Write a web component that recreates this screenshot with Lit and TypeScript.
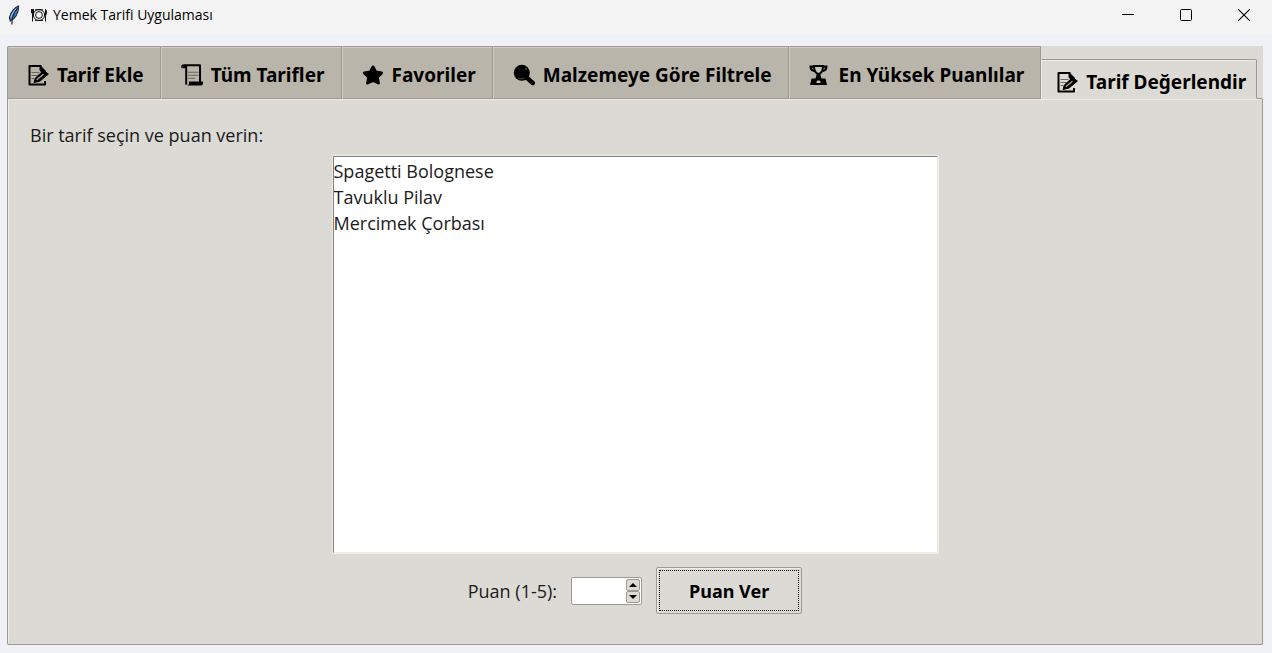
import { LitElement, html, css, svg } from "lit";
import { customElement, state } from "lit/decorators.js";
import { classMap } from "lit/directives/class-map.js";

const memo = svg`
  <path d="M14.500 2H2.500v18.500H18V17" fill="none" stroke="#000" stroke-width="2" stroke-linejoin="round"/>
  <path d="M13 1.500l5.500 5.500v2.500h-2L13 6.500z" fill="#000" stroke="#000" stroke-linejoin="round"/>
  <path d="M4.500 8.500h8M4.500 11.500h6M4.500 14.500h3" stroke="#6b675f" stroke-width="1"/>
  <path d="M7 18.500l1.400-4.500 8.200-7.500 4.800 3.600-8.400 7z" fill="#000" stroke="#000" stroke-width="1" stroke-linejoin="round"/>
  <path d="M9.800 15.800l6.600-5.600" stroke="#aaa69a" stroke-width="1.300"/>`;

const scroll = svg`
  <path d="M1.200 3.600C.8 2 1.600 1.200 3 1.200h16V18" fill="none" stroke="#000" stroke-width="2" stroke-linejoin="round"/>
  <path d="M1 4.200h4.600V1.400H3z" fill="#000"/>
  <path d="M5.200 2v18.600" stroke="#000" stroke-width="2"/>
  <path d="M7 8.200h10.500M7 11.200h10.500M7 14.200h7" stroke="#6b675f" stroke-width="1.100"/>
  <path d="M8 17.400h14v1.800c0 1.400-.8 2.200-2 2.200H5.600c1.600 0 2.400-1 2.400-2.200z" fill="#000"/>`;

const star = svg`
  <path d="M11 3l2.600 5 6 .9-4.400 4.200 1.200 5.900L11 16.400 5.600 19l1.200-5.900-4.400-4.200 6-.9z" fill="#000" stroke="#000" stroke-width="3" stroke-linejoin="round"/>`;

const lens = svg`
  <circle cx="8.800" cy="8.800" r="8" fill="#000"/>
  <path d="M13 13l6.800 6" stroke="#000" stroke-width="4.400" stroke-linecap="round"/>
  <path d="M5.400 14.200c1.600 1 4.400 1 6-.2" fill="none" stroke="#5d5a53" stroke-width=".9"/>
  <circle cx="13.200" cy="5" r=".8" fill="#77736a"/>`;

const trophy = svg`
  <path d="M5 2h9c0 4.500-1.600 7.200-4.500 8.200C6.600 9.200 5 6.500 5 2z" fill="#c9c5ba" stroke="#000" stroke-width="2"/>
  <path d="M5 2.600H1.600c0 2.800 1.400 4.200 4.200 4.600M14 2.600h3.400c0 2.800-1.400 4.200-4.200 4.600" fill="none" stroke="#000" stroke-width="2.200"/>
  <path d="M8 9.500h3l1.500 5h4l1.500 6.500H1L2.500 14.500h4z" fill="#000"/>
  <path d="M7.600 17.600c.6-1.400 3.200-1.400 3.800 0v1.400H7.600z" fill="#c9c5ba"/>`;

const tabs = [
  { label: "Tarif Ekle", icon: memo },
  { label: "Tüm Tarifler", icon: scroll },
  { label: "Favoriler", icon: star },
  { label: "Malzemeye Göre Filtrele", icon: lens },
  { label: "En Yüksek Puanlılar", icon: trophy },
  { label: "Tarif Değerlendir", icon: memo },
];

const recipes = ["Spagetti Bolognese", "Tavuklu Pilav", "Mercimek Çorbası"];

@customElement("app-root")
export class AppRoot extends LitElement {
  @state() private active = 5;
  @state() private score = "";

  static styles = css`
    :host {
      display: flex;
      flex-direction: column;
      box-sizing: border-box;
      min-height: 100vh;
      background: #f0f1f6;
      color: #1a1a1a;
      font-family: "Segoe UI", "Open Sans", sans-serif;
      font-size: 18px;
    }
    * { box-sizing: border-box; }
    button, input, select { font: inherit; color: inherit; margin: 0; }

    .titlebar {
      display: flex;
      align-items: center;
      gap: 2px;
      height: 34px;
      padding: 0 0 4px 6px;
      background: #f3f3f3;
    }
    .feather { width: 16px; height: 22px; }
    .plate { width: 18px; height: 16px; margin: 0 3px 0 6px; }
    .title { flex: 1; margin: 0; font-size: 14px; line-height: 18px; font-weight: 400; color: #000; }
    .caption {
      width: 56px;
      height: 30px;
      padding: 0;
      border: 0;
      background: none;
      display: grid;
      place-items: center;
    }

    .notebook {
      flex: 1;
      display: flex;
      flex-direction: column;
      margin: 12px 9px 8px 7px;
      background: #dcdad5;
    }
    .tabs { display: flex; align-items: flex-end; margin-bottom: -1px; position: relative; }
    .tab {
      display: flex;
      align-items: center;
      gap: 8px;
      height: 53px;
      padding: 4px 16px 0 19px;
      border: 1px solid #9e9a91;
      border-left-color: #cfcbc2;
      box-shadow: inset 0 1px #cfcbc2;
      background: #bab5ab;
      color: #000;
      font-family: "Segoe UI", "Noto Sans", sans-serif;
      font-size: 19px;
      font-weight: 700;
      white-space: nowrap;
    }
    .tab:first-child { border-left-color: #9e9a91; border-top-left-radius: 2px; }
    .tab.active {
      height: 40px;
      padding: 6px 10px 0 14px;
      border-left-color: #eeebe7;
      border-bottom-color: #dcdad5;
      border-top-right-radius: 2px;
      box-shadow: inset 0 1px #eeebe7;
      background: #dcdad5;
    }
    .icon { width: 22px; height: 22px; flex: none; }

    .panel {
      flex: 1;
      display: flex;
      flex-direction: column;
      padding: 23px 22px 30px;
      border: 1px solid #9e9a91;
      border-radius: 0 2px 2px 2px;
      box-shadow: inset 1px 1px #eeebe7;
    }
    .prompt { line-height: 26px; }
    .list {
      flex: 1;
      align-self: center;
      width: 50%;
      margin-top: 8px;
      padding: 2px 0;
      border: 1px solid;
      border-color: #828282 #eeebe7 #eeebe7 #828282;
      border-radius: 0;
      outline: 1px solid #eeebe7;
      background: #fff;
      overflow: hidden;
    }
    .list option { padding: 0; line-height: 26px; min-height: 26px; }

    .rate {
      display: flex;
      align-items: center;
      justify-content: center;
      gap: 14px;
      margin-top: 14px;
    }
    .spin {
      display: flex;
      width: 71px;
      height: 28px;
      padding: 1px;
      border: 1px solid #9e9a91;
      border-radius: 2px;
      background: #fff;
    }
    .score {
      flex: 1;
      min-width: 0;
      padding: 0 2px;
      border: 0;
      outline: 0;
      background: none;
      appearance: textfield;
    }
    .score::-webkit-inner-spin-button { appearance: none; }
    .arrows { display: flex; flex-direction: column; }
    .arrow {
      flex: 1;
      width: 14px;
      padding: 0;
      border: 1px solid #9e9a91;
      border-radius: 2px;
      background: #dcdad5;
      display: grid;
      place-items: center;
    }
    .submit {
      height: 47px;
      padding: 2px;
      border: 1px solid #9e9a91;
      border-radius: 2px;
      box-shadow: inset 1px 1px #eeebe7;
      background: #dcdad5;
      color: #000;
      font-family: "Segoe UI", "Noto Sans", sans-serif;
      font-weight: 700;
    }
    .focus {
      display: grid;
      place-items: center;
      height: 100%;
      padding: 0 29px;
      border: 1px dotted #000;
    }
  `;

  private step(delta: number) {
    const next = (Number(this.score) || 0) + delta;
    this.score = String(Math.min(5, Math.max(1, next)));
  }

  render() {
    return html`
      <header class="titlebar">
        <svg class="feather" viewBox="0 0 16 22" aria-hidden="true">
          <path d="M12.600 2C9 3 4.500 8 3.400 13.500l.8 3.500c4.400-1.500 8.600-7.500 8.400-15z" fill="#3d7cc4" stroke="#1c2733" stroke-width="1.100"/>
          <path d="M11.400 4C8 8 6 12 5.800 20.500" fill="none" stroke="#222" stroke-width="1.200"/>
          <path d="M10.200 4.500C7.500 7.500 5.500 10.500 5 13.500" fill="none" stroke="#a7cdf3" stroke-width="1"/>
        </svg>
        <svg class="plate" viewBox="0 0 18 16" aria-hidden="true" fill="none" stroke="#111" stroke-width="1">
          <circle cx="9" cy="8" r="5.600"/>
          <circle cx="9" cy="8" r="3.400"/>
          <path d="M2.500 2v12.500M1.500 2v4h2v-4M15.500 2v12.500M15.500 2.500c1.500 1 1.500 4 0 6M5 2.800h8M5 13.400h8"/>
        </svg>
        <h1 class="title">Yemek Tarifi Uygulaması</h1>
        <button class="caption" aria-label="Simge durumuna küçült">
          <svg width="12" height="12" viewBox="0 0 12 12"><path d="M0 5.500h12" stroke="#000"/></svg>
        </button>
        <button class="caption" aria-label="Ekranı kapla">
          <svg width="12" height="12" viewBox="0 0 12 12"><rect x=".5" y=".5" width="11" height="11" rx="1" fill="none" stroke="#000"/></svg>
        </button>
        <button class="caption" aria-label="Kapat">
          <svg width="12" height="12" viewBox="0 0 12 12"><path d="M.3.3l11.400 11.400M11.700.3L.3 11.700" stroke="#000" stroke-width="1.100"/></svg>
        </button>
      </header>
      <main class="notebook">
        <nav class="tabs" role="tablist">
          ${tabs.map(
            (tab, i) => html`<button
              role="tab"
              aria-selected=${i === this.active}
              class=${classMap({ tab: true, active: i === this.active })}
              @click=${() => (this.active = i)}
            ><svg class="icon" viewBox="0 0 22 22" aria-hidden="true">${tab.icon}</svg>${tab.label}</button>`
          )}
        </nav>
        <section class="panel" role="tabpanel">
          <label class="prompt" for="recipes">Bir tarif seçin ve puan verin:</label>
          <select class="list" id="recipes" size="15">
            ${recipes.map((name) => html`<option>${name}</option>`)}
          </select>
          <div class="rate">
            <label for="score">Puan (1-5):</label>
            <div class="spin">
              <input class="score" id="score" type="number" min="1" max="5" .value=${this.score}
                @input=${(e: Event) => (this.score = (e.target as HTMLInputElement).value)} />
              <div class="arrows">
                <button class="arrow" aria-label="Artır" @click=${() => this.step(1)}>
                  <svg width="8" height="4" viewBox="0 0 8 4"><path d="M0 4l4-4 4 4z"/></svg>
                </button>
                <button class="arrow" aria-label="Azalt" @click=${() => this.step(-1)}>
                  <svg width="8" height="4" viewBox="0 0 8 4"><path d="M0 0l4 4 4-4z"/></svg>
                </button>
              </div>
            </div>
            <button class="submit"><span class="focus">Puan Ver</span></button>
          </div>
        </section>
      </main>
    `;
  }
}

▶ [Request] Make an exact copy of the lines from the top of the material through the line with "17.400h14v1.800c0 1.400-.8 2.200-2", pictures excluded.

▶ [Answer in full]
Write a web component that recreates this screenshot with Lit and TypeScript.
import { LitElement, html, css, svg } from "lit";
import { customElement, state } from "lit/decorators.js";
import { classMap } from "lit/directives/class-map.js";

const memo = svg`
  <path d="M14.500 2H2.500v18.500H18V17" fill="none" stroke="#000" stroke-width="2" stroke-linejoin="round"/>
  <path d="M13 1.500l5.500 5.500v2.500h-2L13 6.500z" fill="#000" stroke="#000" stroke-linejoin="round"/>
  <path d="M4.500 8.500h8M4.500 11.500h6M4.500 14.500h3" stroke="#6b675f" stroke-width="1"/>
  <path d="M7 18.500l1.400-4.500 8.200-7.500 4.800 3.600-8.400 7z" fill="#000" stroke="#000" stroke-width="1" stroke-linejoin="round"/>
  <path d="M9.800 15.800l6.600-5.600" stroke="#aaa69a" stroke-width="1.300"/>`;

const scroll = svg`
  <path d="M1.200 3.600C.8 2 1.600 1.200 3 1.200h16V18" fill="none" stroke="#000" stroke-width="2" stroke-linejoin="round"/>
  <path d="M1 4.200h4.600V1.400H3z" fill="#000"/>
  <path d="M5.200 2v18.600" stroke="#000" stroke-width="2"/>
  <path d="M7 8.200h10.500M7 11.200h10.500M7 14.200h7" stroke="#6b675f" stroke-width="1.100"/>
  <path d="M8 17.400h14v1.800c0 1.400-.8 2.200-2 2.200H5.600c1.600 0 2.400-1 2.400-2.200z" fill="#000"/>`;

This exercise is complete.